Many recent attempts at urban residential spaces have been ungainly, crippled by the privacy expedient, retiring just before becoming truly part of the urban fabric, behind some 'semi-private space', a hedge, wall, a cul-de-sac or some pastiche pastoral architecture that just doesn't wash, conscious of the unpleasant side of 1960s high-density development and keen to avoid any association. Our suburbs were the attempt to reconstruct the village in the town, and our inner city developments have attempted to reconstruct the suburb in the city centre. 


Nottingham terrace houses: high-density housing (compared to a country lane)

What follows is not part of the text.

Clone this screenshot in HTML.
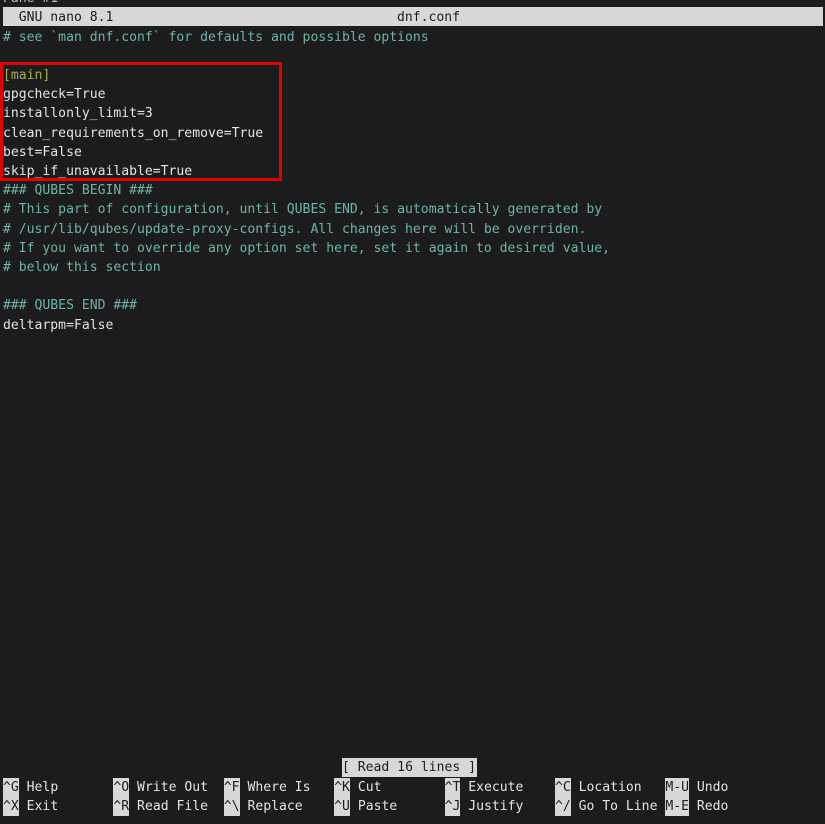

Our aristocracy is one of the sectors of our class-ridden (yes, it is) society that is different. Perhaps spoiled by magnificent country retreats, perhaps just wealthy enough to obtain any comfort, their approach to city life is rather different, and some of the more salubrious areas of west London reflect this. Here, London meets Paris, Vienna and St. Petersburg on their own terms. But the elegant Victorian pied-a-terre is the legacy of the bourgeois flanneur, not the mainstay of the proletariat. To the aristocracy, as with most things, the normal rules do not apply. At the other extreme is the low-income council tenant. Shoved onto cheap, avant-garde or just downright experimental estates after slum clearances and nazi bombs, theirs have become amongst the most detested housing schemes in all our history. The two experiences are utterly different, the one too often used to discredit the other.


Things have been changing. Richard Rogers coined the term 'densification' way back, as the new expedient for urban planning. New schemes tend to be more mature, oftentimes contributing contextually to the urban space. Principles such as building up to the pavement, continuing frontages, shared gardens, underground parking and decent heights (4, 5, 6 storey) make for a truly urban residential environment, as has been commonplace on the continent for a long time, where the idea of the city is much more naturally accepted. Even our provincial towns are following suit, with Manchester leading the way in mill and warehouse conversions. Such schemes remain popular with 30-somethings, singles and childless couples. They have yet to wholly win over the core unit of society, the middle-income family.


Modern mid-rise apartment building in Manchester: it meets the pavement, continues the street frontage, is on a human scale and has fairly attractive design. It contributes to the urban space and houses lots of people...


Compare some approximate population densities of cities abroad and in England:

Manhattan 27,500/km2
L.A. (city) 3,200/km2
Paris 25,000/km2 (including bois de boulogne and bois de vincennes)
Barcelona 16,500/km2
Stockholm 4,400/km2
Brussels 6,700/km2
Athens 7,600/km2
Naples 8,200/km2
Berlin 3,850/km2
Moscow 9,700/km2
Melbourne 1,600/km2 

Greater London 4,800/km2
Royal Borough of Kensington & Chelsea 13,000/km2 (highest in UK)
Borough of Brent 6,300/km2
City of Westminster 11,000/km2
City of Nottingham 3,700/km2
City Borough of Salford 2,200/km2
Metropolitan Borough of Manchester 3,800/km2
Bristol 3,600/km2
Newcastle on Tyne 2,400/km2
Liverpool (Borough & City) 4,200/km2

What is clear is that many of our cities have densities that hover a little over that of L.A. - i.e. not dense at all. The most densely inhabited piece of Gt. Britain is Kensington and Chelsea which is approaching comparison with some of the denser world cities, such as Paris and Manhattan, although these in turn will have neighbourhoods of even greater density. The 11th arrondissement of Paris, for example, achieves a staggering 41,600/km2. Melbourne seems downright negligent by comparison but the Australians do enjoy the one luxury we can't afford - space!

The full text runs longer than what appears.